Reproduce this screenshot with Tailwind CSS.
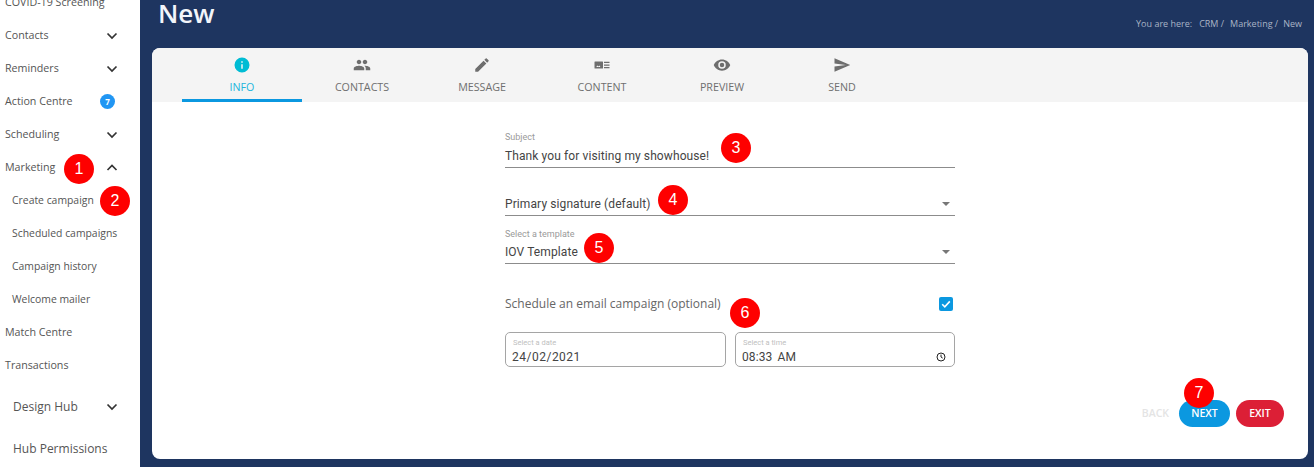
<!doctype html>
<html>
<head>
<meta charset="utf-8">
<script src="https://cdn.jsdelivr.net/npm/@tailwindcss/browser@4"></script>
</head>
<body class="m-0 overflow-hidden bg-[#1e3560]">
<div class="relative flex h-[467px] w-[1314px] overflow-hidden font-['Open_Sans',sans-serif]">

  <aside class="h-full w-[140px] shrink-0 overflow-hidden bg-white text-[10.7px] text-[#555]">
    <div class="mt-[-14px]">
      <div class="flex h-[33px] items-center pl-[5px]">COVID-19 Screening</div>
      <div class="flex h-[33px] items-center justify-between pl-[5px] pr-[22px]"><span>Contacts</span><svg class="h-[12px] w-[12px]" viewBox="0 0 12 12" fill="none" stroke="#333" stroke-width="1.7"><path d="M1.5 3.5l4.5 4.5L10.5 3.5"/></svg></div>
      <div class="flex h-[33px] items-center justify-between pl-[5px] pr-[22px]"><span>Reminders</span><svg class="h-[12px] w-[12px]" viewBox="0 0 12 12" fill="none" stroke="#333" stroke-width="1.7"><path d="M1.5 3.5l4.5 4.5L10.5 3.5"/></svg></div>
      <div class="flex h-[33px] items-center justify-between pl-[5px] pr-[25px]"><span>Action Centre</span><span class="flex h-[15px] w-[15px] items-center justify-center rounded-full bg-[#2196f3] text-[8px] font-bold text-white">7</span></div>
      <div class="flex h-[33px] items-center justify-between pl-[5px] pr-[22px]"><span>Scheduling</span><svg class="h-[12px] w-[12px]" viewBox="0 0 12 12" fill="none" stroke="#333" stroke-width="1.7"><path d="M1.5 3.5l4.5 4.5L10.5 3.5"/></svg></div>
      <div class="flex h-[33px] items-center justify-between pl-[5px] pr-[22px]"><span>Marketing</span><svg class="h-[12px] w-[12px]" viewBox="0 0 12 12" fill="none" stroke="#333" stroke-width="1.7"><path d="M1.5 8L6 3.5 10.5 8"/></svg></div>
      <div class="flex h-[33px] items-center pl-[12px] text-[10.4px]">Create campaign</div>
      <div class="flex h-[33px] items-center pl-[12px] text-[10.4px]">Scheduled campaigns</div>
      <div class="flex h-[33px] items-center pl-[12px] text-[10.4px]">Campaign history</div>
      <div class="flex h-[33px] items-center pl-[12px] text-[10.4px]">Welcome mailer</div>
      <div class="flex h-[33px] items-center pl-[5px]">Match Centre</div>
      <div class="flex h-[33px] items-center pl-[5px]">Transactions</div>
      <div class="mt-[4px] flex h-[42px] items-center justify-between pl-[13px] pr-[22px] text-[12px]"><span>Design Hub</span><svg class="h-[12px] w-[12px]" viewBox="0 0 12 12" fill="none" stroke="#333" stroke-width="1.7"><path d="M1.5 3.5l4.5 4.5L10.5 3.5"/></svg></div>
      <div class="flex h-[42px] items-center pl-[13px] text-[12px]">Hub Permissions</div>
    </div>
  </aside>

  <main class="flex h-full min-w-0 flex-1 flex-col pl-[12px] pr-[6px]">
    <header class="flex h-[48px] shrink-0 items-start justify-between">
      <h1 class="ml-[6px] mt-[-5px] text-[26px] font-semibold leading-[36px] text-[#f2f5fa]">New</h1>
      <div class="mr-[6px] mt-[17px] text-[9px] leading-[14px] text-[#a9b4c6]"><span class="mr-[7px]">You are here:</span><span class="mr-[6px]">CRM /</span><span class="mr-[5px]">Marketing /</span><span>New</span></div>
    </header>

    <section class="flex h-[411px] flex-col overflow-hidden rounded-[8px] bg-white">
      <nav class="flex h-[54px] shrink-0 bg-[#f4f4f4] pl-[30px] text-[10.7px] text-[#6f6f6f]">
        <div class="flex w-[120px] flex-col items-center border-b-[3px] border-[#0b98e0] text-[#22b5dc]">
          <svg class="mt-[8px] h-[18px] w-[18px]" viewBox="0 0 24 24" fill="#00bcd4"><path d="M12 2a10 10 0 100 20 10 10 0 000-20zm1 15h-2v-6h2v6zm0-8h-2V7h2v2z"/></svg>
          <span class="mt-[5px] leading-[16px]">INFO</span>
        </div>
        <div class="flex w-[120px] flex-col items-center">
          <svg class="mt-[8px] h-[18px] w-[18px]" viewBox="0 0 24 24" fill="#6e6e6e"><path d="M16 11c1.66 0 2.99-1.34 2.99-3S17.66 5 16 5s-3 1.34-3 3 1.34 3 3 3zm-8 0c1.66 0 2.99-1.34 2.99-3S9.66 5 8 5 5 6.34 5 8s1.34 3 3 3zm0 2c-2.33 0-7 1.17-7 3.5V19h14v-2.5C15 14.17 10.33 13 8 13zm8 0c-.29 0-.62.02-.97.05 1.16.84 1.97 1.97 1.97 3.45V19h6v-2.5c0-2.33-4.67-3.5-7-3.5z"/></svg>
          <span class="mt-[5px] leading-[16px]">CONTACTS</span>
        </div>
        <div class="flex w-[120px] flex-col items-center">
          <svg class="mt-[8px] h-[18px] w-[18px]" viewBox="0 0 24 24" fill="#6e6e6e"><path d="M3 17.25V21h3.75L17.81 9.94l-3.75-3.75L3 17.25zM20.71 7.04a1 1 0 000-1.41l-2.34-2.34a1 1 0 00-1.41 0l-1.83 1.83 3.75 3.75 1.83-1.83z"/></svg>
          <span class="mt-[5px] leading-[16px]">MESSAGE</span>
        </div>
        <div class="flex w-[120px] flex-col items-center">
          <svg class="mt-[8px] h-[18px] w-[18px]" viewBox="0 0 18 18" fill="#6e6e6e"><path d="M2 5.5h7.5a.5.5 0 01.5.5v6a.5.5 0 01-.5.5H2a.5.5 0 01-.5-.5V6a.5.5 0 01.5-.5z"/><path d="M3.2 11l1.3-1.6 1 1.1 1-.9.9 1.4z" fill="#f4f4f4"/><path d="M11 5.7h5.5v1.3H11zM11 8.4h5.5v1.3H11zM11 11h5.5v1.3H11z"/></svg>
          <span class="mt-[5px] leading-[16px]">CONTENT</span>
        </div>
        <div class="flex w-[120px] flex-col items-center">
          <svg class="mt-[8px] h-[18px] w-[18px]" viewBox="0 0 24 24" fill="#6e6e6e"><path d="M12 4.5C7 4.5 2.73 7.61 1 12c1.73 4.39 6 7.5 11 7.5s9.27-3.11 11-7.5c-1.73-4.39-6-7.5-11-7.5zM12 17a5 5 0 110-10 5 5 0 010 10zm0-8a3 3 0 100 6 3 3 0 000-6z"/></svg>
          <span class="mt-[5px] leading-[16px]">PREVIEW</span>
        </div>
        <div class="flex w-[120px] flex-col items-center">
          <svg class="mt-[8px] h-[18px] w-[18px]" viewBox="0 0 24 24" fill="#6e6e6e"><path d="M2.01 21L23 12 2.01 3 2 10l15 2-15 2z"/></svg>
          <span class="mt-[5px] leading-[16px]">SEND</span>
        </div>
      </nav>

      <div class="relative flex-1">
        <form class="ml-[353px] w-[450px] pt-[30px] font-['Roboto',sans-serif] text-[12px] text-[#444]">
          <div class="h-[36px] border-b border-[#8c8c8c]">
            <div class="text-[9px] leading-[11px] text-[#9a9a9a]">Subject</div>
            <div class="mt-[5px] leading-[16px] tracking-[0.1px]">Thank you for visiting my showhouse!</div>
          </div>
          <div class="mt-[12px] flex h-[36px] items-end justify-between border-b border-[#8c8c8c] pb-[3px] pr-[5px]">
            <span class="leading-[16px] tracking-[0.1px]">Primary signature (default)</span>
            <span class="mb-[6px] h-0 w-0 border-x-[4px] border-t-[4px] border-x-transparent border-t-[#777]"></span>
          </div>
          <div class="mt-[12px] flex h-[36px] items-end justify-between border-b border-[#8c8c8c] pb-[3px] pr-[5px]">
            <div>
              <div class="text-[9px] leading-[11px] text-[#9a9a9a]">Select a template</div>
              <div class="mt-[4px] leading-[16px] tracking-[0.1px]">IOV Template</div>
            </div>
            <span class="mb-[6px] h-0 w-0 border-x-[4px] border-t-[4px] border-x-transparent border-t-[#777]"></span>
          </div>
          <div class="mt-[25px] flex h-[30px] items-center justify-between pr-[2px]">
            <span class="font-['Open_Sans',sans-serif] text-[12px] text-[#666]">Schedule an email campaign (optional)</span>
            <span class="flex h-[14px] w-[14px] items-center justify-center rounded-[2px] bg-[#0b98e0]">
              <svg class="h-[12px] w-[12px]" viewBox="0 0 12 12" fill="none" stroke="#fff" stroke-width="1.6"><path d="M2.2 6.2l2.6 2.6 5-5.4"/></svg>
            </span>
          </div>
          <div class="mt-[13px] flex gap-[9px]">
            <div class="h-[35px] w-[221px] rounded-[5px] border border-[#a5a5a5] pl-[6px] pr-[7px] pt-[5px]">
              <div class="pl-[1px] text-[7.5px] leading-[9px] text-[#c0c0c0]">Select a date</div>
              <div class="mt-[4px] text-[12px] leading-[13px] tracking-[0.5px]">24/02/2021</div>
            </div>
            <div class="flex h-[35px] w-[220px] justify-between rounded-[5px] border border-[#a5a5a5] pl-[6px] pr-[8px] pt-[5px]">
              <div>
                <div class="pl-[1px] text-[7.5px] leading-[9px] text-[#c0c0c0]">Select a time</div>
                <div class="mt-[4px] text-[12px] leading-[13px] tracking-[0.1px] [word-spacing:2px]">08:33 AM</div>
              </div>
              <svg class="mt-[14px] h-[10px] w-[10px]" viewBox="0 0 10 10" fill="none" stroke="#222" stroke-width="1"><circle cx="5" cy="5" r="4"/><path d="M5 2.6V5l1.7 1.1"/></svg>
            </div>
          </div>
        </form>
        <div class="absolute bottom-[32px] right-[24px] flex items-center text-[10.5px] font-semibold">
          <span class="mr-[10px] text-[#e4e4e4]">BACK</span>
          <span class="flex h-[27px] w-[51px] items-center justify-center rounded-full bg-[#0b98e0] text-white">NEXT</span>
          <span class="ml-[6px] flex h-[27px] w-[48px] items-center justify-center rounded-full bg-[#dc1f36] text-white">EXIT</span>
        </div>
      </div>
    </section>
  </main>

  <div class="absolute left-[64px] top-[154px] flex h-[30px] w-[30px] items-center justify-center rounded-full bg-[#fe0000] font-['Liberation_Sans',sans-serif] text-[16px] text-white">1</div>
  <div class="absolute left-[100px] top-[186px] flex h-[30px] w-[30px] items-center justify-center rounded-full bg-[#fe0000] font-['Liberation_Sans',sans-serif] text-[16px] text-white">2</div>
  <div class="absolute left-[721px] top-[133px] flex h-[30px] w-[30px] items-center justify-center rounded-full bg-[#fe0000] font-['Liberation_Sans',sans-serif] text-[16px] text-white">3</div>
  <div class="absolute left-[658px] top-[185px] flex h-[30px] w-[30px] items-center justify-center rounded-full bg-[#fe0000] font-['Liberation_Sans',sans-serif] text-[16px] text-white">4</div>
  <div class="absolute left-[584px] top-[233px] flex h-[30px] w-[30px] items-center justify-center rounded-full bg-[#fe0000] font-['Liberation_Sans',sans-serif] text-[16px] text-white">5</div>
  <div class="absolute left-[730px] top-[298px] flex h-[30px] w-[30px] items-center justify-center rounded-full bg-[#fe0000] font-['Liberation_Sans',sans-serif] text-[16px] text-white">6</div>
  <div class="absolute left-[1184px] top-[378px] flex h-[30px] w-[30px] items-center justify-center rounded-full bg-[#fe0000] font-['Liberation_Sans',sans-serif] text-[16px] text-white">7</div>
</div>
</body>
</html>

*What you have to do:* Write out each line of the listing above, exactly, from its first line to the line holding "flex h-[467px] w-[1314px]", inclusive. Skip the pictures.

*Written reply:*
Reproduce this screenshot with Tailwind CSS.
<!doctype html>
<html>
<head>
<meta charset="utf-8">
<script src="https://cdn.jsdelivr.net/npm/@tailwindcss/browser@4"></script>
</head>
<body class="m-0 overflow-hidden bg-[#1e3560]">
<div class="relative flex h-[467px] w-[1314px] overflow-hidden font-['Open_Sans',sans-serif]">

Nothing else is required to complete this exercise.